***** Data for processing

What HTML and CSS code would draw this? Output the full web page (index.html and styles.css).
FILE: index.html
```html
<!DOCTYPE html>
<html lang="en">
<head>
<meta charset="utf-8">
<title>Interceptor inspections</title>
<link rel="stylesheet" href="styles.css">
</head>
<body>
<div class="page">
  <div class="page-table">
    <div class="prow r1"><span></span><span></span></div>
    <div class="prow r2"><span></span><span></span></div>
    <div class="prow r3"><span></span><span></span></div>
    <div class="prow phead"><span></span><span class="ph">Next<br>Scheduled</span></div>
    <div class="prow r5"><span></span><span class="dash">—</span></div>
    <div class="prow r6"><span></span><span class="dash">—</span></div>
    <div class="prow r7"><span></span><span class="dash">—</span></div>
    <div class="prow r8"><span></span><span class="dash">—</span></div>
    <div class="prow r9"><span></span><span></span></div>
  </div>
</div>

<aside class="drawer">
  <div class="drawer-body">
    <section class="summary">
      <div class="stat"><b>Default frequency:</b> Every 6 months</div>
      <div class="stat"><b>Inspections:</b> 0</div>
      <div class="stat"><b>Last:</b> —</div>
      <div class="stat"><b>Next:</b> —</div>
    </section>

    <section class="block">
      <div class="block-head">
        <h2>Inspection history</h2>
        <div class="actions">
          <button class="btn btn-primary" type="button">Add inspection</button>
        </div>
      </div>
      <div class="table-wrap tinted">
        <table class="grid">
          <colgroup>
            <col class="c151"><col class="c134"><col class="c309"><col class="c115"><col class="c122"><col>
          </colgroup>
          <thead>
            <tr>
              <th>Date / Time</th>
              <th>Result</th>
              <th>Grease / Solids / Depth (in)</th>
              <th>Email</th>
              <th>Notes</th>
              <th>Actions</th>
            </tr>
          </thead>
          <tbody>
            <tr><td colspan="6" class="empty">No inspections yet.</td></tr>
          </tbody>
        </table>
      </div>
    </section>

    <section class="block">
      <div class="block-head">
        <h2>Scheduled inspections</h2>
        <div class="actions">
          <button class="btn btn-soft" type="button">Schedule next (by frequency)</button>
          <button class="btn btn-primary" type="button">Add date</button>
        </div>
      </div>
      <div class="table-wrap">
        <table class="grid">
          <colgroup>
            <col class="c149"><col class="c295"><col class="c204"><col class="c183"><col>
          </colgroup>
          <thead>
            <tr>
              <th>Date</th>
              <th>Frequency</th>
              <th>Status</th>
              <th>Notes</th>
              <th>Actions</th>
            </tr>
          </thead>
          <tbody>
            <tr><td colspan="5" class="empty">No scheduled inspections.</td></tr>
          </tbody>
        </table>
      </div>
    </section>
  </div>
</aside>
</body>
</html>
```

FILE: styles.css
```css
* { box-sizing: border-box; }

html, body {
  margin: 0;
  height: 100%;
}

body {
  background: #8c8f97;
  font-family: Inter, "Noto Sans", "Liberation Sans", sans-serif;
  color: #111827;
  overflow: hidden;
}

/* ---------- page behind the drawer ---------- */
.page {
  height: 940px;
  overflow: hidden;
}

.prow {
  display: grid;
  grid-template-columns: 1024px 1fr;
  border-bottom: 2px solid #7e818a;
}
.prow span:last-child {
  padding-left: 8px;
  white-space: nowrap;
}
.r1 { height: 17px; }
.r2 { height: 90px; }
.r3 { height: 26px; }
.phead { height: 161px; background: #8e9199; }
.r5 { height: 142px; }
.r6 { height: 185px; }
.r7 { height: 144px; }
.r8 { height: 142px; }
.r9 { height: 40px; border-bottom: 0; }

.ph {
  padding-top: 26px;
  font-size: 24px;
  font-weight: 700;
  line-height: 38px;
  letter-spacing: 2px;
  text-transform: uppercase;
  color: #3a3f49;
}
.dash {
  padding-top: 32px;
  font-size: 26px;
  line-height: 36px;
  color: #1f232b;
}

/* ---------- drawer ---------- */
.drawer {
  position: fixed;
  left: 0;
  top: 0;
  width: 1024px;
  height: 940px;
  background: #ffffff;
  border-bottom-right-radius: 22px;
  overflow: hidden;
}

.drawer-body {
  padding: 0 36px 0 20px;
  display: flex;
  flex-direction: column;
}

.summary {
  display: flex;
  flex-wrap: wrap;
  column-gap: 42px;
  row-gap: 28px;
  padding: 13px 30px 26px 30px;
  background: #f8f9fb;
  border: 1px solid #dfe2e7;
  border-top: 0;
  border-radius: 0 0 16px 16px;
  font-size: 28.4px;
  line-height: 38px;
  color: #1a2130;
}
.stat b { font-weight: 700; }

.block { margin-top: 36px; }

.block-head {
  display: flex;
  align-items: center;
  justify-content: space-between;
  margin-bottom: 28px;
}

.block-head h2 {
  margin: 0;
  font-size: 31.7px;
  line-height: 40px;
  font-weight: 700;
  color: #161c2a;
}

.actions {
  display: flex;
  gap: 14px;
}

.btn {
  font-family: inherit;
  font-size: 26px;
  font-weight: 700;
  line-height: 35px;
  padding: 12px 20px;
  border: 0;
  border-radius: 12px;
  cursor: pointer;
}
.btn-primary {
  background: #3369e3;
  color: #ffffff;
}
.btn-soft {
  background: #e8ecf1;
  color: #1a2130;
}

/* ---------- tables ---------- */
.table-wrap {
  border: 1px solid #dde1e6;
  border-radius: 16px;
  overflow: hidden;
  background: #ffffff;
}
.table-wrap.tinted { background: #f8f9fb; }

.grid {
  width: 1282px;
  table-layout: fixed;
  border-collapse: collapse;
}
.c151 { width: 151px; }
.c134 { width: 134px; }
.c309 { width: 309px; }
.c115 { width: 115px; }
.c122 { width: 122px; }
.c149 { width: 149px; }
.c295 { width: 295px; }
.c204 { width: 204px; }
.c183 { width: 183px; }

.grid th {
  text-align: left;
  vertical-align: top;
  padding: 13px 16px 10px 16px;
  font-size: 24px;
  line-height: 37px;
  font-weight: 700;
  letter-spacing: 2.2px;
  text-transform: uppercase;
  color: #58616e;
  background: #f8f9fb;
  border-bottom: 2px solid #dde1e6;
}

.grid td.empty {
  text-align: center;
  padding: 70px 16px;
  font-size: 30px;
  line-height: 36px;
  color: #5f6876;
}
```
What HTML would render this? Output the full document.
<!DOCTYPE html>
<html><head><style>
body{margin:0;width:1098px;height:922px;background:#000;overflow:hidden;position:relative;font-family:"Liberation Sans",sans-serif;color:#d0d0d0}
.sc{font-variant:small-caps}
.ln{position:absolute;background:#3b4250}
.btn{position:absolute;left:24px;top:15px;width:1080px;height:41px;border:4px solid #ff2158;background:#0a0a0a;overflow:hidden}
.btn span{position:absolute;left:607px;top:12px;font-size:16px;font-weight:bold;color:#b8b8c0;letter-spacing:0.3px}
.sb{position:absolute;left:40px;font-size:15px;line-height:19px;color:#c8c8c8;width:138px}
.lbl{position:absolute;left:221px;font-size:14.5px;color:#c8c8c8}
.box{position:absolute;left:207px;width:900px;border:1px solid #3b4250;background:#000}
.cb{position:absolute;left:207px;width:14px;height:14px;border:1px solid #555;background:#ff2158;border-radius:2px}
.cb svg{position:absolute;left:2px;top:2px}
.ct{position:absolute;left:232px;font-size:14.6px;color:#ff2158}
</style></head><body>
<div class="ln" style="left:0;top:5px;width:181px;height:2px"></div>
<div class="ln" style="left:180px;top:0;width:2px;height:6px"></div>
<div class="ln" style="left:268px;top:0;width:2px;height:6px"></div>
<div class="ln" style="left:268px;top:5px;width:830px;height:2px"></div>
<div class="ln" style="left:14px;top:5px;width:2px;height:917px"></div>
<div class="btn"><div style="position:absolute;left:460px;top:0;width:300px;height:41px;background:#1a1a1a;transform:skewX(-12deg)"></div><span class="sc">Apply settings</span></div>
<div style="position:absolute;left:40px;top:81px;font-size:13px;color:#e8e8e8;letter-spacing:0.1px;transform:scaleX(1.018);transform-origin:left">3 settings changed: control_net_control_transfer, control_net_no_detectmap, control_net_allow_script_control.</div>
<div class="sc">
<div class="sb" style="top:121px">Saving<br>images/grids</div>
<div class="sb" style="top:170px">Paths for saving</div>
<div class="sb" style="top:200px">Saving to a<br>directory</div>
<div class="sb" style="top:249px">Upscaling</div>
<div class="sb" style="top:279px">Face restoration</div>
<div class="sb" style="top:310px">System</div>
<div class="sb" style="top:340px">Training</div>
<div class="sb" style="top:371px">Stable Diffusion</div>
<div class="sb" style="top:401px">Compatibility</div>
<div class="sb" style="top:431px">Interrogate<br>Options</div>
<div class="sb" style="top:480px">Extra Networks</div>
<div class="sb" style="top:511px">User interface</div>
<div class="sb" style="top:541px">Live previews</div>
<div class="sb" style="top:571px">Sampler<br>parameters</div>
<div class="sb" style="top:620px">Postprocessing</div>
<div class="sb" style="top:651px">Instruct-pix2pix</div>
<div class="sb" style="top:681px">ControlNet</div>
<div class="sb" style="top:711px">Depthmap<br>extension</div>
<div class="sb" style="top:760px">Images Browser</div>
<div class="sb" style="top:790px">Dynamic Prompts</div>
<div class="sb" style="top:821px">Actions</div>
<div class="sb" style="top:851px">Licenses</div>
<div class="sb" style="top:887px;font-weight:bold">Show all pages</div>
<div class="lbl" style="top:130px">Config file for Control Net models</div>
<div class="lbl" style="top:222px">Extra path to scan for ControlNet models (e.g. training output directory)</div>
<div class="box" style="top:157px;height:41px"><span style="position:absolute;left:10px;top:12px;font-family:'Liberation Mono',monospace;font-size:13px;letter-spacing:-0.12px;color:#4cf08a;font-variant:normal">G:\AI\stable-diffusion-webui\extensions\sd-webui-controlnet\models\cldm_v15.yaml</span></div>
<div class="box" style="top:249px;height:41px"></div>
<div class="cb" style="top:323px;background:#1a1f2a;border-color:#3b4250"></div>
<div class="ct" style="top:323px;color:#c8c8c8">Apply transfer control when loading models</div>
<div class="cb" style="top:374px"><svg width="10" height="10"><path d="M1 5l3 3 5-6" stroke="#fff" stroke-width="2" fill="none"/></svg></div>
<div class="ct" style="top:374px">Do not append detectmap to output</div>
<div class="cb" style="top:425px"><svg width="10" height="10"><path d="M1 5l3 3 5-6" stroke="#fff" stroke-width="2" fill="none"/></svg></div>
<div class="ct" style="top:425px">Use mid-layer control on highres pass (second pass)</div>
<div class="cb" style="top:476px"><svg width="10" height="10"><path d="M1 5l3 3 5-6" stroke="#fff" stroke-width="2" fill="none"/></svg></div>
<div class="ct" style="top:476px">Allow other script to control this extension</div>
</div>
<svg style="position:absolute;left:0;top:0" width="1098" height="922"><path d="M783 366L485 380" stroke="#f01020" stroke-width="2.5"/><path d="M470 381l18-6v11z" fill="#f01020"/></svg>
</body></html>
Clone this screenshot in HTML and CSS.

**********

The problem
Tally up how many lines in the preceding listing contain the word "index". Give nothing but the number.

Response to this task
2